[Interface markup and scripts]
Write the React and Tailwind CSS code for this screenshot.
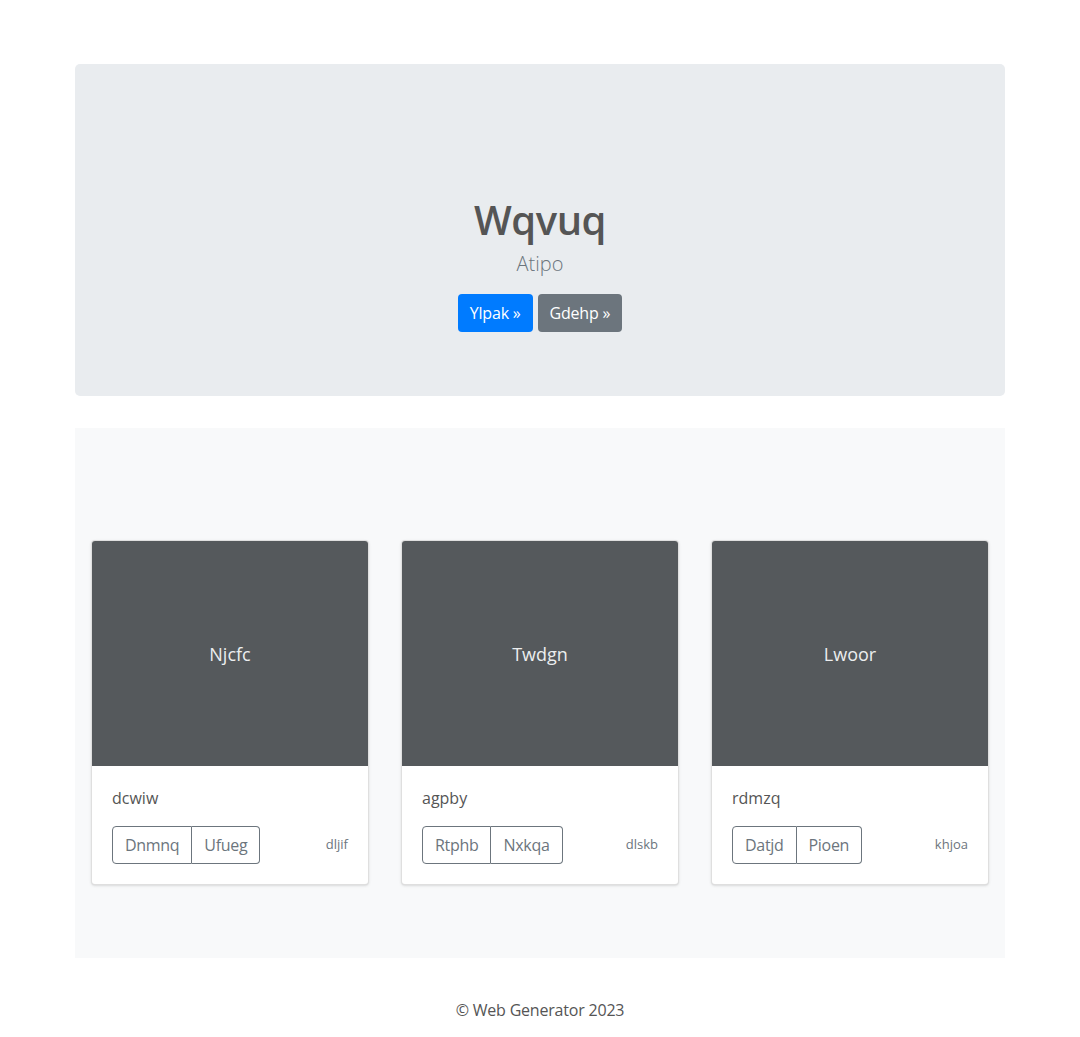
export default function App() {
    const cards = [
        { title: "Njcfc", text: "dcwiw", a: "Dnmnq", b: "Ufueg", note: "dljif" },
        { title: "Twdgn", text: "agpby", a: "Rtphb", b: "Nxkqa", note: "dlskb" },
        { title: "Lwoor", text: "rdmzq", a: "Datjd", b: "Pioen", note: "khjoa" },
    ];

    return (
        <div className="min-h-screen bg-white text-[#212529]" style={{ fontFamily: '"Open Sans", "Noto Sans", sans-serif' }}>
            <div className="w-[930px] mx-auto pt-16">
                {/* Jumbotron */}
                <section className="bg-[#e9ecef] rounded-[5px] pt-[132px] pb-16 text-center">
                    <h1 className="text-[40px] leading-[48px] font-semibold tracking-[-0.5px] text-[#555555]">Wqvuq</h1>
                    <p className="mt-[5px] text-xl leading-[30px] font-light text-[#6c757d]">Atipo</p>
                    <div className="mt-[15px] flex justify-center gap-[5px]">
                        <button className="h-[38px] px-3 rounded-[4px] bg-[#007bff] text-white text-base tracking-[-0.2px]">Ylpak »</button>
                        <button className="h-[38px] px-3 rounded-[4px] bg-[#6c757d] text-white text-base tracking-[-0.2px]">Gdehp »</button>
                    </div>
                </section>

                {/* Cards */}
                <section className="mt-8 bg-[#f8f9fa] px-4 pt-[112px] pb-[73px]">
                    <div className="grid grid-cols-3 gap-8">
                        {cards.map((c) => (
                            <div key={c.title} className="bg-white border border-black/[0.125] rounded-[4px] shadow-sm overflow-hidden">
                                <div className="h-[225px] bg-[#55595c] flex items-center justify-center text-[#eceeef] text-lg">
                                    {c.title}
                                </div>
                                <div className="p-5">
                                    <p className="text-base leading-6 text-[#555555]">{c.text}</p>
                                    <div className="mt-4 flex items-center justify-between">
                                        <div className="flex tracking-[-0.3px]">
                                            <button className="h-[38px] px-3 border border-[#6c757d] rounded-l-[4px] text-[#6c757d] text-base">{c.a}</button>
                                            <button className="h-[38px] px-3 border border-l-0 border-[#6c757d] rounded-r-[4px] text-[#6c757d] text-base">{c.b}</button>
                                        </div>
                                        <small className="text-[13px] text-[#6c757d]">{c.note}</small>
                                    </div>
                                </div>
                            </div>
                        ))}
                    </div>
                </section>
            </div>

            <footer className="py-10 text-center">
                <p className="text-[#555555] text-base tracking-[-0.2px]">© Web Generator 2023</p>
            </footer>
        </div>
    );
}
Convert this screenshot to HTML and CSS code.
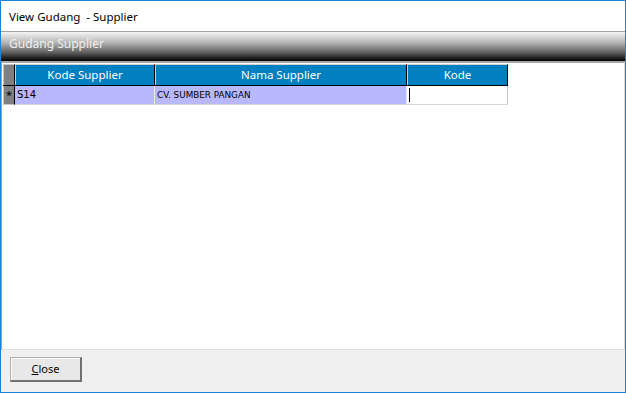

▸ **TASK DETAILS**: Set down all the data again exactly as above, pictures excluded.

▸ **EXPECTED ANSWER**:
Write the React and Tailwind CSS code for this screenshot.
export default function App() {
    const cards = [
        { title: "Njcfc", text: "dcwiw", a: "Dnmnq", b: "Ufueg", note: "dljif" },
        { title: "Twdgn", text: "agpby", a: "Rtphb", b: "Nxkqa", note: "dlskb" },
        { title: "Lwoor", text: "rdmzq", a: "Datjd", b: "Pioen", note: "khjoa" },
    ];

    return (
        <div className="min-h-screen bg-white text-[#212529]" style={{ fontFamily: '"Open Sans", "Noto Sans", sans-serif' }}>
            <div className="w-[930px] mx-auto pt-16">
                {/* Jumbotron */}
                <section className="bg-[#e9ecef] rounded-[5px] pt-[132px] pb-16 text-center">
                    <h1 className="text-[40px] leading-[48px] font-semibold tracking-[-0.5px] text-[#555555]">Wqvuq</h1>
                    <p className="mt-[5px] text-xl leading-[30px] font-light text-[#6c757d]">Atipo</p>
                    <div className="mt-[15px] flex justify-center gap-[5px]">
                        <button className="h-[38px] px-3 rounded-[4px] bg-[#007bff] text-white text-base tracking-[-0.2px]">Ylpak »</button>
                        <button className="h-[38px] px-3 rounded-[4px] bg-[#6c757d] text-white text-base tracking-[-0.2px]">Gdehp »</button>
                    </div>
                </section>

                {/* Cards */}
                <section className="mt-8 bg-[#f8f9fa] px-4 pt-[112px] pb-[73px]">
                    <div className="grid grid-cols-3 gap-8">
                        {cards.map((c) => (
                            <div key={c.title} className="bg-white border border-black/[0.125] rounded-[4px] shadow-sm overflow-hidden">
                                <div className="h-[225px] bg-[#55595c] flex items-center justify-center text-[#eceeef] text-lg">
                                    {c.title}
                                </div>
                                <div className="p-5">
                                    <p className="text-base leading-6 text-[#555555]">{c.text}</p>
                                    <div className="mt-4 flex items-center justify-between">
                                        <div className="flex tracking-[-0.3px]">
                                            <button className="h-[38px] px-3 border border-[#6c757d] rounded-l-[4px] text-[#6c757d] text-base">{c.a}</button>
                                            <button className="h-[38px] px-3 border border-l-0 border-[#6c757d] rounded-r-[4px] text-[#6c757d] text-base">{c.b}</button>
                                        </div>
                                        <small className="text-[13px] text-[#6c757d]">{c.note}</small>
                                    </div>
                                </div>
                            </div>
                        ))}
                    </div>
                </section>
            </div>

            <footer className="py-10 text-center">
                <p className="text-[#555555] text-base tracking-[-0.2px]">© Web Generator 2023</p>
            </footer>
        </div>
    );
}
Convert this screenshot to HTML and CSS code.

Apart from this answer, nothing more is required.